1-4. payment_sequential ~ payment_value

payment_sequential, payment_type, payment_installments, payment_value

위의 컬럼들은 결측치들이 모두 3개로 동일했기에 함께 살펴봤는데, 3개의 행이 완전히 동일했기에 행을 제거하기로 결정.

columns_to_check2 = ['payment_sequential', 'payment_type', 'payment_installments', 'payment_value']

merge_df[merge_df[columns_to_check2].isna().any(axis=1)]

결과:

1-5. product_category_name

product_category_name에서 결측치를 포함하는 데이터의 product_id를 리스트로 뽑고, 이 product_id 들에 대한 다른 행의 product_category_name 중 결측치가 아닌 것을 찾아 제품 카테고리를 역추적할 수 있지 않을까?

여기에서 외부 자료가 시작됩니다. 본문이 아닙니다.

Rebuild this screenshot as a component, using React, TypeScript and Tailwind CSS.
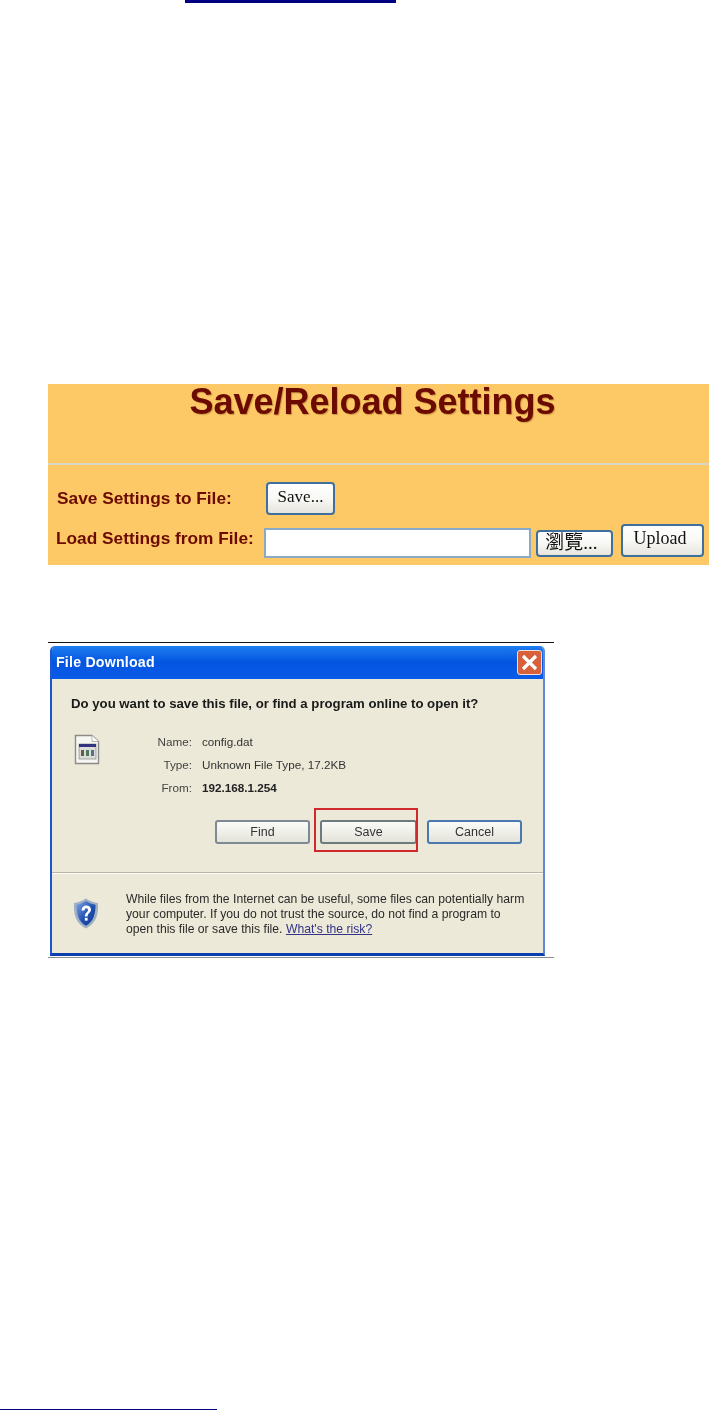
import type { ReactNode } from "react";

function PanelButton({ label, className }: { label: string; className: string }) {
  return (
    <div
      className={`flex items-center justify-center rounded-[4px] border-2 border-[#3f6f9c] bg-gradient-to-b from-white via-[#f8f8f5] to-[#e6e5dd] font-['Liberation_Serif','Noto_Sans_CJK_TC',serif] text-[#111] ${className}`}
    >
      {label}
    </div>
  );
}

function DialogButton({ label, className, children }: { label: string; className: string; children?: ReactNode }) {
  return (
    <div
      className={`relative flex h-[24px] items-center justify-center rounded-[3px] border-2 bg-gradient-to-b from-[#fbfbf8] to-[#e4e3da] text-[12.5px] text-[#333] ${className}`}
    >
      {label}
      {children}
    </div>
  );
}

function FileRow({ name, value, bold }: { name: string; value: string; bold?: boolean }) {
  return (
    <div className="flex items-center gap-[10px]">
      <span className="w-[72px] text-right text-[#444]">{name}</span>
      <span className={bold ? "font-bold text-[#222]" : "text-[#333]"}>{value}</span>
    </div>
  );
}

function FileIcon() {
  return (
    <svg width="26" height="31" viewBox="0 0 26 31" className="mt-[1px] shrink-0">
      <path d="M1.500 1.500H18L24.500 7.500V29.500H1.500Z" fill="#f6f6f2" stroke="#8b8b88" strokeWidth="1.400" />
      <path d="M18 1.500V7.500H24.500" fill="#fff" stroke="#b5b5b0" />
      <rect x="5" y="10" width="17" height="15" fill="#dcdcd8" stroke="#77777a" strokeWidth=".6" />
      <rect x="5" y="10" width="17" height="3" fill="#33337f" />
      <rect x="7" y="16" width="3" height="6" fill="#6b5a4a" />
      <rect x="12" y="16" width="3" height="6" fill="#4a7a5c" />
      <rect x="17" y="16" width="3" height="6" fill="#5a6e8a" />
    </svg>
  );
}

function ShieldIcon() {
  return (
    <svg width="26" height="31" viewBox="0 0 26 31" className="shrink-0">
      <defs>
        <linearGradient id="sh" x1="0" y1="0" x2="1" y2="1">
          <stop offset="0" stopColor="#7fa6e6" />
          <stop offset=".55" stopColor="#1f4fb0" />
          <stop offset="1" stopColor="#163a8c" />
        </linearGradient>
      </defs>
      <path d="M13 .5C9 3 5 4.500 1 5C.5 15 2 25 13 30.500C24 25 25.500 15 25 5C21 4.500 17 3 13 .5Z" fill="#9fb0c4" />
      <path d="M13 3C10 5 6.500 6.300 3.500 6.800C3.500 15 5 23.500 13 27.800C21 23.500 22.500 15 22.500 6.800C19.500 6.300 16 5 13 3Z" fill="url(#sh)" />
      <path d="M8.500 12.500C8.700 9 10.700 7.500 13.300 7.500C16.200 7.500 18 9.300 18 11.600C18 15.200 14.600 15 14.600 18.500H11.800C11.800 14.500 15 14.500 15 12C15 11 14.300 10.300 13.300 10.300C12.200 10.300 11.600 11.100 11.500 12.500Z" fill="#fff" />
      <rect x="11.800" y="19.800" width="2.800" height="2.800" fill="#fff" />
    </svg>
  );
}

export default function App() {
  return (
    <div className="flex h-[1410px] flex-col overflow-hidden bg-white font-['Liberation_Sans',sans-serif]">
      <div className="ml-[185px] h-[3px] w-[211px] bg-[#000080]" />

      <div className="ml-[48px] mt-[381px] h-[181px] w-[661px] bg-[#fdc966] text-[#6b0a00] blur-[0.4px]">
        <div className="flex h-[81px] justify-center border-b-[2px] border-[#d9d6c8]">
          <h1 className="ml-[-12px] text-[36px] leading-[36px] font-bold [text-shadow:1px_1px_1px_rgba(120,60,0,.35)]">
            Save/Reload Settings
          </h1>
        </div>
        <div className="flex items-center pl-[9px] pt-[17px]">
          <span className="w-[209px] text-[17.3px] font-bold">Save Settings to File:</span>
          <PanelButton label="Save..." className="h-[33px] w-[69px] pb-[3px] text-[17px]" />
        </div>
        <div className="flex items-end pl-[8px] pt-[9px]">
          <span className="w-[208px] pb-[5px] text-[17.3px] font-bold">Load Settings from File:</span>
          <div className="mb-[-1px] h-[30px] w-[267px] border-2 border-[#8aa9c6] bg-white" />
          <PanelButton label="瀏覽..." className="ml-[5px] h-[27px] w-[77px] pb-[3px] pr-[6px] text-[19px] leading-none" />
          <PanelButton label="Upload" className="ml-[8px] h-[33px] w-[83px] pb-[5px] pr-[5px] text-[18px]" />
        </div>
      </div>

      <div className="ml-[48px] mt-[77px] h-[316px] w-[506px] border-y border-t-[#111] border-b-[#8c8c8c] pl-[2px] pt-[3px]">
        <div className="h-[310px] w-[495px] overflow-hidden rounded-t-[5px] border-x-2 border-b-[3px] border-x-[#1b57d0] border-b-[#0c3fae] border-r-[#5f8adb] bg-[#ece9d8] text-[11.7px] blur-[0.4px]">
          <div className="-mx-[2px] flex h-[33px] items-center justify-between bg-gradient-to-b from-[#1f7df0] via-[#0454e0] to-[#0a5ce8] pl-[6px] pr-[3px]">
            <span className="text-[14.2px] font-bold tracking-[.2px] text-white">File Download</span>
            <div className="flex h-[25px] w-[25px] items-center justify-center rounded-[3px] border border-[#f0e0d8] bg-[#d8603a]">
              <svg width="17" height="17" viewBox="0 0 17 17">
                <path d="M2 2L15 15M15 2L2 15" stroke="#fff" strokeWidth="3.2" />
              </svg>
            </div>
          </div>

          <div className="pl-[19px] pt-[17px] text-[13.2px] leading-[16px] font-bold text-[#1a1a1a]">
            Do you want to save this file, or find a program online to open it?
          </div>

          <div className="flex pl-[22px] pt-[21px]">
            <FileIcon />
            <div className="ml-[20px] flex flex-col gap-[7px] pt-[1px] leading-[16px]">
              <FileRow name="Name:" value="config.dat" />
              <FileRow name="Type:" value="Unknown File Type, 17.2KB" />
              <FileRow name="From:" value="192.168.1.254" bold />
            </div>
          </div>

          <div className="flex pl-[163px] pt-[24px]">
            <DialogButton label="Find" className="w-[95px] border-[#7d8a96]" />
            <DialogButton label="Save" className="ml-[10px] w-[97px] border-[#6f7a7c]">
              <div className="absolute -bottom-[10px] -left-[8px] -right-[3px] -top-[14px] border-2 border-[#d0282c]" />
            </DialogButton>
            <DialogButton label="Cancel" className="ml-[10px] w-[95px] border-[#4a78b0]" />
          </div>

          <div className="mt-[28px] border-t border-[#b8b5a4] shadow-[0_1px_0_#fff]" />

          <div className="flex pl-[21px] pt-[25px]">
            <ShieldIcon />
            <p className="ml-[27px] mt-[-6px] whitespace-nowrap text-[12.2px] leading-[15px] text-[#2a2a2a]">
              While files from the Internet can be useful, some files can potentially harm
              <br />
              your computer. If you do not trust the source, do not find a program to
              <br />
              open this file or save this file. <span className="text-[#333388] underline">What's the risk?</span>
            </p>
          </div>
        </div>
      </div>

      <div className="mt-auto h-[1px] w-[217px] bg-[#000080]" />
    </div>
  );
}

# product_category_name이 결측치인 행의 product_id 추출

product_ids = merge_df[merge_df['product_category_name'].isna()]['product_id'].tolist()
product_ids

# product_ids 리스트에 있는 product_id들 중에서, product_category_name이 결측치가 아닌 행들을 필터링

filtered_df = merge_df[merge_df['product_id'].isin(product_ids) & merge_df['product_category_name'].notna()]
filtered_df

결과:

확인 결과 없었다.

결론: 해당 product_category_name은 아마 이제 더이상 판매하지 않는 제품들인거 같으므로, 삭제하는 것이 마땅하다고 생각.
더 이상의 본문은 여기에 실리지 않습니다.